▶ Written request:
Write out the data below exactly as given, without any of its pictures.

# # # # #

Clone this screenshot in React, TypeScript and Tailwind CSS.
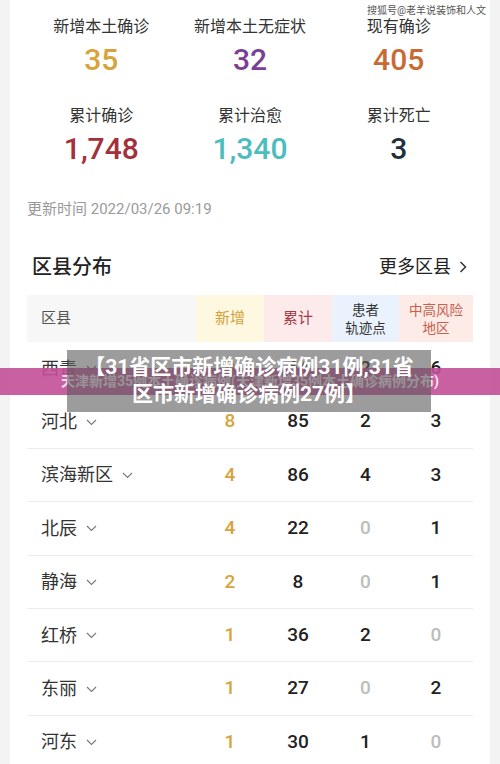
import React from "react";

const FONT = 'Roboto, "Noto Sans CJK SC", "Noto Sans", sans-serif';

type Row = { name: string; add: number; total: number; track: number; risk: number };

const rows: Row[] = [
  { name: "西青", add: 9, total: 64, track: 2, risk: 6 },
  { name: "河北", add: 8, total: 85, track: 2, risk: 3 },
  { name: "滨海新区", add: 4, total: 86, track: 4, risk: 3 },
  { name: "北辰", add: 4, total: 22, track: 0, risk: 1 },
  { name: "静海", add: 2, total: 8, track: 0, risk: 1 },
  { name: "红桥", add: 1, total: 36, track: 2, risk: 0 },
  { name: "东丽", add: 1, total: 27, track: 0, risk: 2 },
  { name: "河东", add: 1, total: 30, track: 1, risk: 0 },
];

function Stat({ label, value, color }: { label: string; value: string; color: string }) {
  return (
    <div className="flex flex-col items-center">
      <div className="text-[16px] leading-[22px] text-[#333]">{label}</div>
      <div className={`mt-[4px] text-[30px] leading-[36px] font-medium ${color}`}>{value}</div>
    </div>
  );
}

function Chevron() {
  return (
    <svg width="11" height="7" viewBox="0 0 11 7" className="ml-[9px] mt-[1px]">
      <path d="M1 1 L5.5 5.5 L10 1" fill="none" stroke="#777" strokeWidth="1.1" />
    </svg>
  );
}

function Num({ v, cls }: { v: number; cls?: string }) {
  return (
    <div className={`flex items-center justify-center text-[19px] font-medium ${v === 0 ? "text-[#bdbdbd]" : cls ?? "text-[#222]"}`}>
      {v}
    </div>
  );
}

export default function App() {
  return (
    <div className="relative w-[500px] h-[764px] overflow-hidden bg-[#f3f3f3] px-[10px]" style={{ fontFamily: FONT }}>
      <div className="h-full bg-white px-[17px]">
        <div className="grid grid-cols-3 pt-[16px]">
          <Stat label="新增本土确诊" value="35" color="text-[#d9a23a]" />
          <Stat label="新增本土无症状" value="32" color="text-[#7b3f95]" />
          <Stat label="现有确诊" value="405" color="text-[#c96a35]" />
        </div>
        <div className="grid grid-cols-3 mt-[27px]">
          <Stat label="累计确诊" value="1,748" color="text-[#a3303a]" />
          <Stat label="累计治愈" value="1,340" color="text-[#4bbdbd]" />
          <Stat label="累计死亡" value="3" color="text-[#1f3040]" />
        </div>
        <div className="mt-[32px] text-[15px] leading-[20px] text-[#9a9a9a]">更新时间 2022/03/26 09:19</div>

        <div className="mt-[34px] flex items-center justify-between pl-[5px] pr-[6px]">
          <div className="text-[20px] leading-[28px] font-medium text-[#222]">区县分布</div>
          <div className="flex items-center text-[18px] leading-[28px] text-[#222]">
            更多区县
            <svg width="8" height="12" viewBox="0 0 8 12" className="ml-[8px]">
              <path d="M1.5 1 L6.5 6 L1.5 11" fill="none" stroke="#333" strokeWidth="1.5" />
            </svg>
          </div>
        </div>

        <div className="mt-[14px] grid grid-cols-[169px_68px_68px_67px_1fr] h-[47px]">
          <div className="flex items-center bg-[#f7f7f7] pl-[14px] text-[15px] text-[#555]">区县</div>
          <div className="flex items-center justify-center bg-[#fff8e1] text-[15px] text-[#d4a03a]">新增</div>
          <div className="flex items-center justify-center bg-[#fdebec] text-[15px] text-[#a83a45]">累计</div>
          <div className="flex flex-col items-center justify-center bg-[#eaf3fd] text-[13.5px] leading-[18px] text-[#333]">
            <span>患者</span>
            <span>轨迹点</span>
          </div>
          <div className="flex flex-col items-center justify-center bg-[#fdebe8] text-[13.5px] leading-[18px] text-[#c8604a]">
            <span>中高风险</span>
            <span>地区</span>
          </div>
        </div>

        {rows.map((r) => (
          <div
            key={r.name}
            className="grid grid-cols-[169px_68px_68px_67px_1fr] h-[53.4px] border-b border-[#ececec]"
          >
            <div className="flex items-center pl-[14px] text-[18px] text-[#333]">
              {r.name}
              <Chevron />
            </div>
            <Num v={r.add} cls="text-[#d9a23a]" />
            <Num v={r.total} />
            <Num v={r.track} />
            <Num v={r.risk} />
          </div>
        ))}
      </div>

      {/* watermark */}
      <div className="absolute left-[367px] top-[4px] text-[10px] leading-[14px] text-[#555] whitespace-nowrap">
        搜狐号@老羊说装饰和人文
      </div>

      {/* pink band */}
      <div className="absolute left-0 top-[368px] w-[500px] h-[27px] bg-[#c24f97]/90 flex items-center justify-center">
        <span className="text-[14px] font-bold text-white/85 whitespace-nowrap">
          天津新增35例本土确诊病例(天津新增35例本土确诊病例分布)
        </span>
      </div>

      {/* gray title box */}
      <div className="absolute left-[67px] top-[350px] w-[364px] h-[62px] bg-[rgba(90,90,90,0.6)] flex flex-col items-center justify-center text-white font-bold text-[21px] leading-[27px]">
        <span className="whitespace-nowrap">【31省区市新增确诊病例31例,31省</span>
        <span className="whitespace-nowrap">区市新增确诊病例27例】</span>
      </div>
    </div>
  );
}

# # # # #

▶ Answer to the exercise:
Clone this screenshot in React, TypeScript and Tailwind CSS.
import React from "react";

const FONT = 'Roboto, "Noto Sans CJK SC", "Noto Sans", sans-serif';

type Row = { name: string; add: number; total: number; track: number; risk: number };

const rows: Row[] = [
  { name: "西青", add: 9, total: 64, track: 2, risk: 6 },
  { name: "河北", add: 8, total: 85, track: 2, risk: 3 },
  { name: "滨海新区", add: 4, total: 86, track: 4, risk: 3 },
  { name: "北辰", add: 4, total: 22, track: 0, risk: 1 },
  { name: "静海", add: 2, total: 8, track: 0, risk: 1 },
  { name: "红桥", add: 1, total: 36, track: 2, risk: 0 },
  { name: "东丽", add: 1, total: 27, track: 0, risk: 2 },
  { name: "河东", add: 1, total: 30, track: 1, risk: 0 },
];

function Stat({ label, value, color }: { label: string; value: string; color: string }) {
  return (
    <div className="flex flex-col items-center">
      <div className="text-[16px] leading-[22px] text-[#333]">{label}</div>
      <div className={`mt-[4px] text-[30px] leading-[36px] font-medium ${color}`}>{value}</div>
    </div>
  );
}

function Chevron() {
  return (
    <svg width="11" height="7" viewBox="0 0 11 7" className="ml-[9px] mt-[1px]">
      <path d="M1 1 L5.5 5.5 L10 1" fill="none" stroke="#777" strokeWidth="1.1" />
    </svg>
  );
}

function Num({ v, cls }: { v: number; cls?: string }) {
  return (
    <div className={`flex items-center justify-center text-[19px] font-medium ${v === 0 ? "text-[#bdbdbd]" : cls ?? "text-[#222]"}`}>
      {v}
    </div>
  );
}

export default function App() {
  return (
    <div className="relative w-[500px] h-[764px] overflow-hidden bg-[#f3f3f3] px-[10px]" style={{ fontFamily: FONT }}>
      <div className="h-full bg-white px-[17px]">
        <div className="grid grid-cols-3 pt-[16px]">
          <Stat label="新增本土确诊" value="35" color="text-[#d9a23a]" />
          <Stat label="新增本土无症状" value="32" color="text-[#7b3f95]" />
          <Stat label="现有确诊" value="405" color="text-[#c96a35]" />
        </div>
        <div className="grid grid-cols-3 mt-[27px]">
          <Stat label="累计确诊" value="1,748" color="text-[#a3303a]" />
          <Stat label="累计治愈" value="1,340" color="text-[#4bbdbd]" />
          <Stat label="累计死亡" value="3" color="text-[#1f3040]" />
        </div>
        <div className="mt-[32px] text-[15px] leading-[20px] text-[#9a9a9a]">更新时间 2022/03/26 09:19</div>

        <div className="mt-[34px] flex items-center justify-between pl-[5px] pr-[6px]">
          <div className="text-[20px] leading-[28px] font-medium text-[#222]">区县分布</div>
          <div className="flex items-center text-[18px] leading-[28px] text-[#222]">
            更多区县
            <svg width="8" height="12" viewBox="0 0 8 12" className="ml-[8px]">
              <path d="M1.5 1 L6.5 6 L1.5 11" fill="none" stroke="#333" strokeWidth="1.5" />
            </svg>
          </div>
        </div>

        <div className="mt-[14px] grid grid-cols-[169px_68px_68px_67px_1fr] h-[47px]">
          <div className="flex items-center bg-[#f7f7f7] pl-[14px] text-[15px] text-[#555]">区县</div>
          <div className="flex items-center justify-center bg-[#fff8e1] text-[15px] text-[#d4a03a]">新增</div>
          <div className="flex items-center justify-center bg-[#fdebec] text-[15px] text-[#a83a45]">累计</div>
          <div className="flex flex-col items-center justify-center bg-[#eaf3fd] text-[13.5px] leading-[18px] text-[#333]">
            <span>患者</span>
            <span>轨迹点</span>
          </div>
          <div className="flex flex-col items-center justify-center bg-[#fdebe8] text-[13.5px] leading-[18px] text-[#c8604a]">
            <span>中高风险</span>
            <span>地区</span>
          </div>
        </div>

        {rows.map((r) => (
          <div
            key={r.name}
            className="grid grid-cols-[169px_68px_68px_67px_1fr] h-[53.4px] border-b border-[#ececec]"
          >
            <div className="flex items-center pl-[14px] text-[18px] text-[#333]">
              {r.name}
              <Chevron />
            </div>
            <Num v={r.add} cls="text-[#d9a23a]" />
            <Num v={r.total} />
            <Num v={r.track} />
            <Num v={r.risk} />
          </div>
        ))}
      </div>

      {/* watermark */}
      <div className="absolute left-[367px] top-[4px] text-[10px] leading-[14px] text-[#555] whitespace-nowrap">
        搜狐号@老羊说装饰和人文
      </div>

      {/* pink band */}
      <div className="absolute left-0 top-[368px] w-[500px] h-[27px] bg-[#c24f97]/90 flex items-center justify-center">
        <span className="text-[14px] font-bold text-white/85 whitespace-nowrap">
          天津新增35例本土确诊病例(天津新增35例本土确诊病例分布)
        </span>
      </div>

      {/* gray title box */}
      <div className="absolute left-[67px] top-[350px] w-[364px] h-[62px] bg-[rgba(90,90,90,0.6)] flex flex-col items-center justify-center text-white font-bold text-[21px] leading-[27px]">
        <span className="whitespace-nowrap">【31省区市新增确诊病例31例,31省</span>
        <span className="whitespace-nowrap">区市新增确诊病例27例】</span>
      </div>
    </div>
  );
}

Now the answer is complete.